The Hanoitimes - With export turnover of US$8.6 billion in the first four months of this year, textile and garment was Vietnam’s second foreign currency earner behind mobile phones and parts.
According to the Ministry of Industry and Trade, the product’s export revenue in the period rose 15.7 percent year-on-year.
The United States was the largest export market of Vietnamese textile and garment products with export value of $3.04 billion in the first three months, accounting for 47.3 percent of the country’s total export revenue.
The export value of the products to Japan reached $855.44 million, 19.6 percent higher than the same period last year, accounting for 13.3 percent of the total export value.
Vietnam’s textile and garment export to the United States was at $3.04 billion
The shipment to South Korea stood at $798.6 million and $268.95 million to China, an increase of 14.8 percent and 40.9 percent, respectively, against the same period in 2017.
The export turnover rose by 11.8 per cent to reach $806.23 million worth of exports to the European Union and by 26 per cent to $228.36 million worth of exports to the ASEAN market compared to the same period last year.

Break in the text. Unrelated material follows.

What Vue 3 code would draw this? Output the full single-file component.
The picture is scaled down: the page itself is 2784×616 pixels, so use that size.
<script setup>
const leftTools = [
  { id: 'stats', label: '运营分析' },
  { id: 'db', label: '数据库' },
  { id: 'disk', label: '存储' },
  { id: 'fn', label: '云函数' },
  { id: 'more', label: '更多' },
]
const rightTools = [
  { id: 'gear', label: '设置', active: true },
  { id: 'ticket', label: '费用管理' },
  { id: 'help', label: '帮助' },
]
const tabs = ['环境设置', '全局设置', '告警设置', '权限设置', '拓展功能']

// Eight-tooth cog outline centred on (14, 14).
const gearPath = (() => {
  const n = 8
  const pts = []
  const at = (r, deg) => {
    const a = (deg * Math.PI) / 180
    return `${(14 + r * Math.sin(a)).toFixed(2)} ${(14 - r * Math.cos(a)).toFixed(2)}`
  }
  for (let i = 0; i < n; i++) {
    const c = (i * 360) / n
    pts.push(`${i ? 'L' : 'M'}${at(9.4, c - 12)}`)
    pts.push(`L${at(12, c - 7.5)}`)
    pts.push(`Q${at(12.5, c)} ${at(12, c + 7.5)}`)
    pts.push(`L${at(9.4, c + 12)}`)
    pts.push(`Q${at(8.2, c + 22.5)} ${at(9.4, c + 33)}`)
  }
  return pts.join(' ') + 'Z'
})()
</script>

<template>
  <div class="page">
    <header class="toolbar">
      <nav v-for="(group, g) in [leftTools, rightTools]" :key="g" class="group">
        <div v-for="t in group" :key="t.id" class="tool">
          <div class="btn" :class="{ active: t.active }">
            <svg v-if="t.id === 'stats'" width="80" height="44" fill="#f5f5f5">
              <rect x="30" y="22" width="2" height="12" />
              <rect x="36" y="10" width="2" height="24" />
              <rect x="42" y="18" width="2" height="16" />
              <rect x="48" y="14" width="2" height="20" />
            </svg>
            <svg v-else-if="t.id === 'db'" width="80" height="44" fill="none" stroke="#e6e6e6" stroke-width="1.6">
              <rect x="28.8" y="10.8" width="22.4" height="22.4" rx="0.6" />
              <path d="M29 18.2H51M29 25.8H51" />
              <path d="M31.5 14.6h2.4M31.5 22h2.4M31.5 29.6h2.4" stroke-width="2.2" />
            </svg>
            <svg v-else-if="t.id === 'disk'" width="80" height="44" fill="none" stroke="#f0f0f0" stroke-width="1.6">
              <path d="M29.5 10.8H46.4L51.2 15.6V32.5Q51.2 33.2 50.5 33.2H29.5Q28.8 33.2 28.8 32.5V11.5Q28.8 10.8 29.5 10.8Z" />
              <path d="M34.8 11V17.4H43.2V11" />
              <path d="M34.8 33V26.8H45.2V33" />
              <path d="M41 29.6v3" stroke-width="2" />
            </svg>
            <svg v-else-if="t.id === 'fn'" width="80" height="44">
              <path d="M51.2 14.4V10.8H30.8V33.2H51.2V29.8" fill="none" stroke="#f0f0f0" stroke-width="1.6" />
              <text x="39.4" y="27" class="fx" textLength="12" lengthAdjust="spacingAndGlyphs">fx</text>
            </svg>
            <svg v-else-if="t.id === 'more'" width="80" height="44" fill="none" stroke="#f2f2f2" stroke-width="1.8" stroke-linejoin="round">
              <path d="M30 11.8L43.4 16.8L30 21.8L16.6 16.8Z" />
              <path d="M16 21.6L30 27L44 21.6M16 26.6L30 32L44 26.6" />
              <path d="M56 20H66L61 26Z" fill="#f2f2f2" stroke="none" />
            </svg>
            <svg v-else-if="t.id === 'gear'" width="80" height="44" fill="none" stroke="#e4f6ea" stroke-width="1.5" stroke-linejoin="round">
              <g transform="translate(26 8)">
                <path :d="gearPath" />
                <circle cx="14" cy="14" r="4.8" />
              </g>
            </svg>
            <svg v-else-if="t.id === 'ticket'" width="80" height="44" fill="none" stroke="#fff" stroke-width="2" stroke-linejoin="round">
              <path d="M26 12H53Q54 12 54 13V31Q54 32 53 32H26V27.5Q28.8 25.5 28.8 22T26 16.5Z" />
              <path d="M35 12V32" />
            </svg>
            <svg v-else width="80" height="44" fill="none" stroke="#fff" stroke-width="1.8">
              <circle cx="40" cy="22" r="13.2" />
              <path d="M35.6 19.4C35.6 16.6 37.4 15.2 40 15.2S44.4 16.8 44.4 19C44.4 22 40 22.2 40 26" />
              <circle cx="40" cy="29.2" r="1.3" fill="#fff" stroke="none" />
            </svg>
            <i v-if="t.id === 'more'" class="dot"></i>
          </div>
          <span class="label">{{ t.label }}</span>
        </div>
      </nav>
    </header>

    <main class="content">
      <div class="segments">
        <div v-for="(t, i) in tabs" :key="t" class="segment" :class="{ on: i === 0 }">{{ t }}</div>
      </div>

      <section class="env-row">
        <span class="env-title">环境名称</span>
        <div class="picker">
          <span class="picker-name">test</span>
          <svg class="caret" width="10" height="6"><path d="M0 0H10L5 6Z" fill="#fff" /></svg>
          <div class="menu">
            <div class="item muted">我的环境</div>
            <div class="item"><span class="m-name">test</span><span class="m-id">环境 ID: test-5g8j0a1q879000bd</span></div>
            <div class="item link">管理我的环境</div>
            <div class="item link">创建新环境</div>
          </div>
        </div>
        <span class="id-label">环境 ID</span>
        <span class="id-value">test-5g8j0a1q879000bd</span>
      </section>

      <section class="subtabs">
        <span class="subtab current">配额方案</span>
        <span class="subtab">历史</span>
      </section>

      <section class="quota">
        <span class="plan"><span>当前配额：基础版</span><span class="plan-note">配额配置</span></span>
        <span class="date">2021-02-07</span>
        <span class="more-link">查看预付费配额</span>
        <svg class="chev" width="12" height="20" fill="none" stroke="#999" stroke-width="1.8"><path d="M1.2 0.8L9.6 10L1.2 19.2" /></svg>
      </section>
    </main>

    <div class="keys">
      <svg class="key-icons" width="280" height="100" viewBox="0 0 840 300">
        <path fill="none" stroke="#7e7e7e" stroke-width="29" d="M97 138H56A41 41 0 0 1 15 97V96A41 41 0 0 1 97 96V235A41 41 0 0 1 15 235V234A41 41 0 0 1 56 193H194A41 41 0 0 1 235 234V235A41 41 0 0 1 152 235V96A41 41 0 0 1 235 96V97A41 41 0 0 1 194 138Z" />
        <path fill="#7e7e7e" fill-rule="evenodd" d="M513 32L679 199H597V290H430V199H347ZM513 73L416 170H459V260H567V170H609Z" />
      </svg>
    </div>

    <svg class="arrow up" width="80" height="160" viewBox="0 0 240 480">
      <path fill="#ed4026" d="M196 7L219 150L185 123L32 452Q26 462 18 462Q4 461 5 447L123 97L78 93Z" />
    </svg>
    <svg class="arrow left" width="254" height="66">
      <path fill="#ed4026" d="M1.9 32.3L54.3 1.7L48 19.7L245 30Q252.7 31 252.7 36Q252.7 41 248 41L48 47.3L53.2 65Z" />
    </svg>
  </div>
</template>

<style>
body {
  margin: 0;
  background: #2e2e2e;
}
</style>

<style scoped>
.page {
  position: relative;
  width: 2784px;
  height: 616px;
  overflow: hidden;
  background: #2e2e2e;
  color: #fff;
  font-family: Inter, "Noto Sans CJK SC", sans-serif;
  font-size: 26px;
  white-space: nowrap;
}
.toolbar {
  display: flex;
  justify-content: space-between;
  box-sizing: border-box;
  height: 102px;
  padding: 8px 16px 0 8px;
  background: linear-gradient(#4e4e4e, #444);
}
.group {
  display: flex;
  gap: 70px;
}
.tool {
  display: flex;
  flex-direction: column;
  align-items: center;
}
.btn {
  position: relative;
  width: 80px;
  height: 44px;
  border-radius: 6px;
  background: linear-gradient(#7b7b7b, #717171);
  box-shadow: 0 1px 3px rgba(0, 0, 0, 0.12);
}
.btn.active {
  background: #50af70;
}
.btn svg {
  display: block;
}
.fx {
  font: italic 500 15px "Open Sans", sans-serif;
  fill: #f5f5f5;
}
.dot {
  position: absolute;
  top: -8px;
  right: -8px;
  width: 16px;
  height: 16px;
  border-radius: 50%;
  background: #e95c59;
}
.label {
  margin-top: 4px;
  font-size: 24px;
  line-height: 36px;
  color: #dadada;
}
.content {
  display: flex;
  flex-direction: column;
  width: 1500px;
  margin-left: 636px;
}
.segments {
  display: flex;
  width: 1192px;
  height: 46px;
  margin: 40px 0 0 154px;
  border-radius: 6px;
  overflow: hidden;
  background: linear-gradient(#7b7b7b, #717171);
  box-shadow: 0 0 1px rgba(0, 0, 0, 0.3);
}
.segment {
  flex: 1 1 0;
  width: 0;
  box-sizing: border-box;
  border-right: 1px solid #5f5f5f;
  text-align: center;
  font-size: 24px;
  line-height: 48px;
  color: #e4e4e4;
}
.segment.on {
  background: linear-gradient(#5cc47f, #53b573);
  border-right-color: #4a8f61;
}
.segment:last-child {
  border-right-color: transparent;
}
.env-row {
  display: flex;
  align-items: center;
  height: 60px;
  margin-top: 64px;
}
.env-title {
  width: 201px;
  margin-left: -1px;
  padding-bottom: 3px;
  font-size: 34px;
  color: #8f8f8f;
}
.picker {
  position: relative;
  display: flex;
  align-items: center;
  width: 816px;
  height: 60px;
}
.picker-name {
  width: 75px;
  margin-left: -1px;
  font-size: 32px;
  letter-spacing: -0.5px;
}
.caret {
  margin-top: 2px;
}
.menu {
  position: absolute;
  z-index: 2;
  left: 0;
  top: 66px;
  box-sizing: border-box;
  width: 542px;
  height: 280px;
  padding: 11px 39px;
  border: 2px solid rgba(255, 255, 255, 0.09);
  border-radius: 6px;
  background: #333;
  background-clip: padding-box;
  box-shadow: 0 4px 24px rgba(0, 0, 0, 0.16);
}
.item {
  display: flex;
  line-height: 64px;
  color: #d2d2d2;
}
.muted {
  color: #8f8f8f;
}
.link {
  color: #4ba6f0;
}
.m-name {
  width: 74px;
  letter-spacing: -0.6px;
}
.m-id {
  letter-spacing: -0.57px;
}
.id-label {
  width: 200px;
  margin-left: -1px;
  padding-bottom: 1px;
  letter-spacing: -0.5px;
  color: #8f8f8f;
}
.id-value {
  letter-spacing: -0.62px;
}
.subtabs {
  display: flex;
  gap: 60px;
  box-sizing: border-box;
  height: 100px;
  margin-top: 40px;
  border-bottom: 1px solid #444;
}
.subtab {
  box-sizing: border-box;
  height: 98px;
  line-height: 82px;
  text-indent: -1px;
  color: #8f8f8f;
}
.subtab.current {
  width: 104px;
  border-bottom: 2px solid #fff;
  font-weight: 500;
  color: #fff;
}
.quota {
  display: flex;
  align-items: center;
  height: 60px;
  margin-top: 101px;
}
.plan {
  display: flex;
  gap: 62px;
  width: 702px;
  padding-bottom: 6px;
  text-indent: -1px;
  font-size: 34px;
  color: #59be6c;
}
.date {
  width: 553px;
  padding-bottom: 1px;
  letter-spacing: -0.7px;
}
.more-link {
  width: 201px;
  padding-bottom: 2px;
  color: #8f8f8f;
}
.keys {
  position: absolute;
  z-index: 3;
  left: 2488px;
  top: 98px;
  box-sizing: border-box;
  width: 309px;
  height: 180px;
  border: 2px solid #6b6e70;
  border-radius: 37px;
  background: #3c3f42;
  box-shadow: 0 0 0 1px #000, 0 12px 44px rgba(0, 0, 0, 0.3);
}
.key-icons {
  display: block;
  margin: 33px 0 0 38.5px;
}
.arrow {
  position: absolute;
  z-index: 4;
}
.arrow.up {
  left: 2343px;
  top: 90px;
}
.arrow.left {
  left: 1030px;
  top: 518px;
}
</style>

Truong Van Cam, Vice President and General Secretary of Vietnam Textile and Apparel Association (VITAS), said that many garment and textile enterprises have received orders until the end of the third quarter, which, in combination with favorable prospects for the world and domestic economy in 2018, makes the export target of $34-34.5 billion for 2018 an achievable goal.
Domestic textile and garment firms also expect to benefit from the Comprehensive and Progressive Agreement for Trans-Pacific Partnership (CPTPP). Within CPTPP, Canada, Mexico, Australia, New Zealand, and Singapore often import Chinese textiles and garments. When CPTPP becomes effective, it will create advantages for Vietnamese textile and garment products to enter these markets thanks to preferential treatment under tariff reductions.
VITAS’s Cam said in Australia, for example, the current growth of Vietnam’s textiles and garment exports to Australia was just below 10 percent, but with the signing of CPTPP, the rate was expected to reach a double-digit growth.
Reports showed that total textiles and garments import turnover of the CPTPP member countries exceeded $53 billion in 2017, of which Australia was the third-largest import market, with a total turnover of over $6.2 billion, accounting for 11.67 percent.
As committed in CPTPP, Australia will reduce its import duties to 5 per cent in the first three years after the agreement comes into effect and to zero per cent from the fourth year for almost all products.
Moreover, Australia is gradually shifting to importing and outsourcing of textiles and garment products in Vietnam because of cheaper labor cost and lower tax rates than in China.
Cam said Australia’s textiles and garment import turnover grew by 3 to 5 percent annually in the past five years. In 2017, the country imported some $9.32 billion worth of textiles and garment products from various countries. Vietnam’s exports to Australia reached only $173 million, equivalent to just 1.9 percent of its total textile import turnover.
According to Tran Van Quyen, a representative of Woolmark Company of Australia in Vietnam, the purchasing power of Australian consumers is even higher than that in the United States and Europe. However, orders from Australia are usually small because Australian firms operate in the form of online businesses, so they usually order in small quantities to avoid a large inventory.
Large Vietnamese enterprises are not interested in small orders, while small firms do not have a social responsibility certificate to qualify for exports to Australia.
Experts said to get better access to the market, Vietnamese businesses should enhance promotion and study more to understand its characteristics.